Seine Fähigkeiten als Mechaniker erlaubten Bonnot, eine Stelle bei einem großen Automobilhersteller in Lyon zu finden, wo seine Frau 1904 erneut ein Kind gebar. Seine politische Überzeugung verlor er nicht und er prangerte Ungerechtigkeiten an und organisierte Streiks, so dass er den Unternehmern ins Auge fiel.

Er zog nach Saint-Étienne und wurde Mechaniker bei einer bekannten Firma. Er wohnte mit seiner Familie beim Sekretär seiner Gewerkschaft, Besson, der der Liebhaber von Bonnots Frau wurde. Um dem Zorn Bonnots zu entgehen, zog Besson mit Bonnots Frau Sophie und deren Kind in die Schweiz. Bonnots politische Aktivität wurde stärker. Die Flucht Sophies führte dazu, dass Bonnot seine Stelle verlor. Von 1906 bis 1907 eröffnete er mit seinem Assistenten Platano zwei Mechanikerwerkstätten in Lyon. 1910 ging er nach London, wo er dank seiner Talente der Chauffeur von Sir Arthur Conan Doyle, dem Schöpfer „Sherlock Holmes'“, wurde, was ihm Erfahrungen für seine spätere Laufbahn als Illegalist einbrachte, da er seine Raubzüge mit großen Wagen ausführte.

Anfänge der Bande

Ende 1910 kehrte Bonnot nach Lyon zurück und nutzte erstmals in der Geschichte ein Automobil für kriminelle Zwecke. Die Polizei war ihm auf den Fersen, daher verließ er die Stadt mit Platano. Während der Reise wurde dieser von Bonnot getötet. Die Umstände sind unklar. Die Version von Bonnot läuft darauf hinaus, dass Platano sich selbst durch einen Unfall mit seinem Revolver schwer verletzt habe, und Bonnot ihn von den Leiden hätte erlösen wollen. Nach Alphonse Boudard konnte Bonnot keinen anderen Grund angeben, da Platano eng mit den Pariser Anarchisten und damit Bonnots Unterstützern verbunden war. Bonnot hatte sich eine große Summe Geldes, 40.000 Francs, von Platano angeeignet, weshalb eine Mordhypothese nicht ausgeschlossen werden kann.

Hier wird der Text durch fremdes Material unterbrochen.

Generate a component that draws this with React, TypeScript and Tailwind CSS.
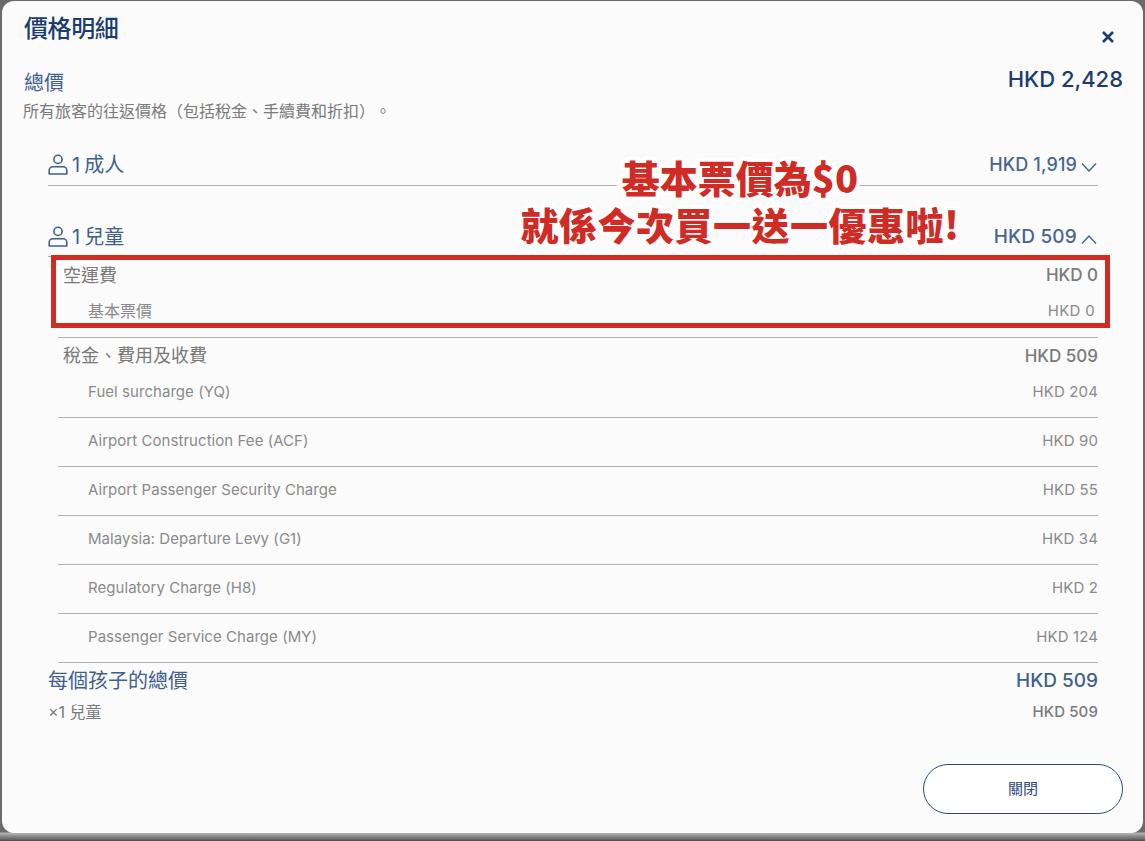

Ende November 1911 traf Bonnot am Sitz der Zeitschrift L'Anarchie, die von Victor Serge geleitet wurde, mehrere Sympathisanten des Anarchismus, die seine Komplizen wurden. Die wichtigsten waren Octave Garnier und Raymond Callemin, genannt „Raymond-la-science“ (Raymond, die Wissenschaft) und andere, die eine geringere Rolle spielten: Élie Monnier genannt „Simentoff“, Édouard Carouy, André Soudy und Eugène Dieudonné, dessen Position nie wirklich geklärt werden konnte. Als Anhänger der „individuellen Wiederaneignung“ hatten alle bereits Diebstähle begangen und waren zu größeren Taten bereit. Nach Bonnots Ankunft gründete sich nun die Bande. Obwohl die Idee eines Anführers von Anarchisten abgelehnt wird, übernahm Bonnot in der Praxis auf Grund seines höheren Alters und seiner kriminellen Erfahrung die Leitung, auch wenn dies unausgesprochen blieb.

Der Raubüberfall auf die Société Générale

Am 14. Dezember 1911 stahlen Bonnot, Garnier und Callemin ein Auto, um ihre Pläne in die Tat umzusetzen. Bonnot wählte auf Grund seiner Kenntnisse einen verlässlichen, schnellen und luxuriösen Delaunay-Belleville 12 CV, Modell 1910 in grün-schwarzer Lackierung.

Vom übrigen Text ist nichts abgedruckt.